I have also learned that the use of God’s Word reveals its priority in our hearts. If we love God with all our heart, mind, and soul (Matthew 22:37), then nothing would keep us out of worship, out of a devotion-life, or away from studying the Bible in Class, Catechism, or Sunday School. Yet, excuses abound:“I have fair season, I have ballgames, I have reunions, I have vacation. I am too busy… too tired… too focused on the kids. I have no time.” That is another way of selling the truth; excuses literally reduce your time with God’s Word.
Satan stokes pride and misplaced priorities in order to reduce our time with the Word. The less we use the Bible, the less we strengthen faith. The less we strengthen faith, the less Bible teachings we get right. The less Bible teachings we get right, the less we see a need for Jesus. Eventually faith shrivels up, Jesus is reduced to a good person, and my confidence for heaven is set in my moral behavior. If I sell the truth, I will sell my Jesus.
Dear friends, there are sections of Scripture where one simple sentence leaves an eternally profound impact. This is one of those places. Retain What You Have Gained! Sell the excuses. Buy the truth.
Buy—like ‘hold to what you have,’ ‘acquire new knowledge,’ ‘add new insights to what already exists.’ Buy the truth.
Here’s the truth: God is not content with our excuses. God does not ignore a proud know-it-all attitude. God will not tolerate our critiques of his teaching. God does not buy our excuses of busy-ness.
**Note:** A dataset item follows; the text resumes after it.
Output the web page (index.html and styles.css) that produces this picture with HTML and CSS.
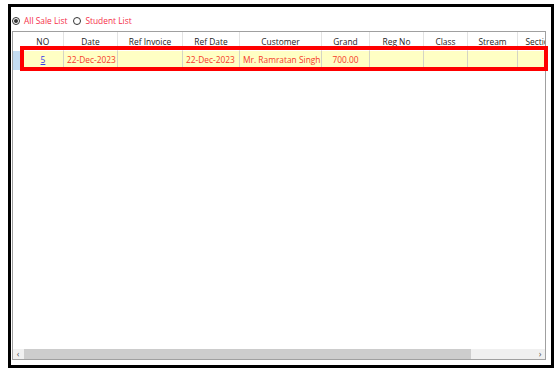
FILE: index.html
```html
<!DOCTYPE html>
<html lang="en">
<head>
  <meta charset="UTF-8" />
  <title>Sale List</title>
  <link rel="stylesheet" href="styles.css">
</head>
<body>
  <div class="frame">
    <div class="options">
      <label class="opt"><span class="radio checked"></span>All Sale List</label>
      <label class="opt"><span class="radio"></span>Student List</label>
    </div>

    <div class="grid">
      <div class="grid-body">
        <table class="list">
          <colgroup>
            <col style="width: 9px">
            <col style="width: 41px">
            <col style="width: 54px">
            <col style="width: 65px">
            <col style="width: 57px">
            <col style="width: 82px">
            <col style="width: 48px">
            <col style="width: 54px">
            <col style="width: 44px">
            <col style="width: 50px">
            <col style="width: 44px">
          </colgroup>
          <thead>
            <tr>
              <th class="rh"></th>
              <th>NO</th>
              <th>Date</th>
              <th>Ref Invoice</th>
              <th>Ref Date</th>
              <th>Customer</th>
              <th>Grand</th>
              <th>Reg No</th>
              <th>Class</th>
              <th>Stream</th>
              <th>Section</th>
            </tr>
          </thead>
          <tbody>
            <tr class="selected">
              <td class="rh"></td>
              <td class="c"><a href="#">5</a></td>
              <td>22-Dec-2023</td>
              <td></td>
              <td>22-Dec-2023</td>
              <td>Mr. Ramratan Singh</td>
              <td class="c">700.00</td>
              <td></td>
              <td></td>
              <td></td>
              <td></td>
            </tr>
          </tbody>
        </table>
      </div>

      <div class="hscroll">
        <span class="arrow">&#8249;</span>
        <div class="track"><div class="thumb"></div></div>
        <span class="arrow">&#8250;</span>
      </div>
    </div>

    <!-- рамка выделения строки -->
    <div class="mark"></div>
  </div>
</body>
</html>
```

FILE: styles.css
```css
body {
  margin: 0;
  padding: 4px 0 0 8px;
  background: #fff;
  font-family: 'Open Sans', 'Noto Sans', sans-serif;
  font-size: 8.4px;
  color: #222;
}

.frame {
  position: relative;
  box-sizing: border-box;
  width: 546px;
  height: 364px;
  border: 3px solid #000;
  padding: 0 5px 5px 1px;
  display: flex;
  flex-direction: column;
}

.options {
  height: 24px;
  display: flex;
  align-items: center;
  gap: 6px;
  padding-top: 3px;
  box-sizing: border-box;
}

.opt {
  display: flex;
  align-items: center;
  gap: 4px;
  color: #f5304a;
}

.radio {
  box-sizing: border-box;
  width: 8px;
  height: 8px;
  border: 1px solid #333;
  border-radius: 50%;
  background: #fff;
  position: relative;
}

.radio.checked::after {
  content: "";
  position: absolute;
  left: 1px;
  top: 1px;
  width: 4px;
  height: 4px;
  border-radius: 50%;
  background: #333;
}

.grid {
  flex: 1;
  border: 1px solid #a0a0a0;
  display: flex;
  flex-direction: column;
  overflow: hidden;
}

.grid-body {
  flex: 1;
  overflow: hidden;
}

.list {
  border-collapse: collapse;
  table-layout: fixed;
  width: 548px;
}

.list th {
  height: 18px;
  padding: 0 0 1px;
  font-weight: normal;
  color: #222;
  border-left: 1px solid #e3e3e3;
  text-align: center;
  white-space: nowrap;
  overflow: hidden;
}

.list th.rh,
.list th:nth-child(2) {
  border-left: none;
}

.list td {
  height: 17px;
  padding: 0 3px 1px;
  border: 1px solid #d4d4c4;
  border-top: none;
  white-space: nowrap;
  overflow: hidden;
}

.list tr.selected td {
  background: #ffffc4;
  color: #f53a2a;
}

.list tr.selected td.rh {
  background: #c4dcf2;
  border-color: #c4dcf2;
}

.list td.c {
  text-align: center;
}

.list a {
  color: #3a3ae6;
}

.hscroll {
  height: 10px;
  display: flex;
  align-items: center;
  background: #f0f0f0;
}

.arrow {
  width: 10px;
  text-align: center;
  font-size: 9px;
  line-height: 10px;
  color: #555;
}

.track {
  flex: 1;
  height: 100%;
  display: flex;
}

.thumb {
  width: 447px;
  background: #cdcdcd;
  margin-left: 1px;
}

.mark {
  position: absolute;
  left: 9px;
  top: 39px;
  width: 520px;
  height: 17px;
  border: 4px solid #f00;
}
```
God demands a heart that holds him always as the foremost priority— and he finds that heart in Jesus.
Here’s the truth: God loads our proud, detestable excuses on Jesus and hangs his Son on the cross. There, God rips off each excuse one-by-one. He throws away the know-it-all attitude. He destroys the critiquing of his teaching. He rejects excuses. God sells Jesus to death— yes, death, punishment, suffering for our proud excuses. Jesus’ pure life is more than enough to buy this splendid truth: ‘Forgiven. Restored. Redeemed.’
That, dear friends, is a truth that never grows old. In fact, that is truth you can keep buying forever and you will never reach a point where it becomes ‘old’ or ‘unneeded.’ You have gained: you have gained faith— a trust in Jesus as Savior. You have gained eternal life. You have gained peace and comfort and happiness. You already hold this. So, Retain What You Have Gained! Keep holding to your gift. Keep it in your heart, in your mind, in your life. How?
Buy the truth… get wisdom. True wisdom acknowledges the poisonous devastation sin wreaks on the world and sees Christ as the antidote. Yes, you already believe this. So, build on it. (1) Hold to what you have, (2) acquire new knowledge, (3) add new insights to what already exists. You will see forgiveness continually drown high school regrets. You will see the Jesus who calms wind and waves still control Oklahoma tornadoes. In a constantly-changing world, you find a never-changing Jesus. Yes, sin saturates this world, but faith sees Christ as the antidote. Keep the Word central in life and gain wisdom.
Buy the truth… get discipline. Remain in God’s Word and you will grow. Discipline corrects bad behavior and strengthens good behavior. The purpose behind discipline is to save life. So, someone might ‘discipline’ you. A parent tells a still-maturing child, ‘I know you want to stay home Sunday, but that will not help you. For your eternal good, we will worship today.’ A child might ask her mother, ‘Why are we not at worship?’ or ‘Why do we not attend Bible class?’ Those words steers the heart to Godly behavior.
Sometimes you may ‘discipline’ you. You may force your hand to turn off the television for just a few minutes so that you can concentrate on a devotion. You may shake off a nap so that you make it to Bible class. You may find new ways to remember one key point from the sermon each day during the week. You may tell the coach: “We’ll be a few minutes late. We have church.” You may tell mom: “We’ll be at dinner after worship.” On vacation, you might be far from a Wisconsin Synod congregation, but you can still pack Meditations [Devotions]. Discipline corrects bad behavior and strengthens good behavior.
That discipline does something for you: You add to what is already there. As God’s Word remains central in life, excuses to push it aside decrease. More than that, your heart and mind will delight in hearing God’s great love for you.
Buy the truth… get understanding. To ‘understand’ is to apply knowledge to life’s situations. As you remember the three things God the Father still does for you, you will take that knowledge and live confident that he has created all things, still provides for you bodily, and will send his angels to keep you safe. You will see how Jesus is true man to obey for you—every single temptation you faced too—but he is without sin—and as true God, his life covers yours! You know the ‘binding key’ refuses forgiveness and the ‘loosing key’ grant forgiveness. What a delight to know heaven remains open to those who confess wrongs!
Yes, we stand at the end of another Christian Education year. You have explored the Amish way of life. You have studied the parables of Jesus. You have learned about Adam and Eve, Noah, Abraham, and Jesus. You learned the terms ‘Verbal Inspiration’ and ‘Real Presence.’ You have gained much. Do not stop there.
Retain What You Have Gained! You (and I) will constantly encounter the slippery temptation to think there remains nothing left to learn. You (and I) will be tempted to believe things that are not true. You (and I) will be pulled to put our Bibles down. What is the purpose for those temptations? Never, never for your good. Sell the excuses, for excuses have no value. Buy the truth-- a truth that saves. Retain What You Have Gained!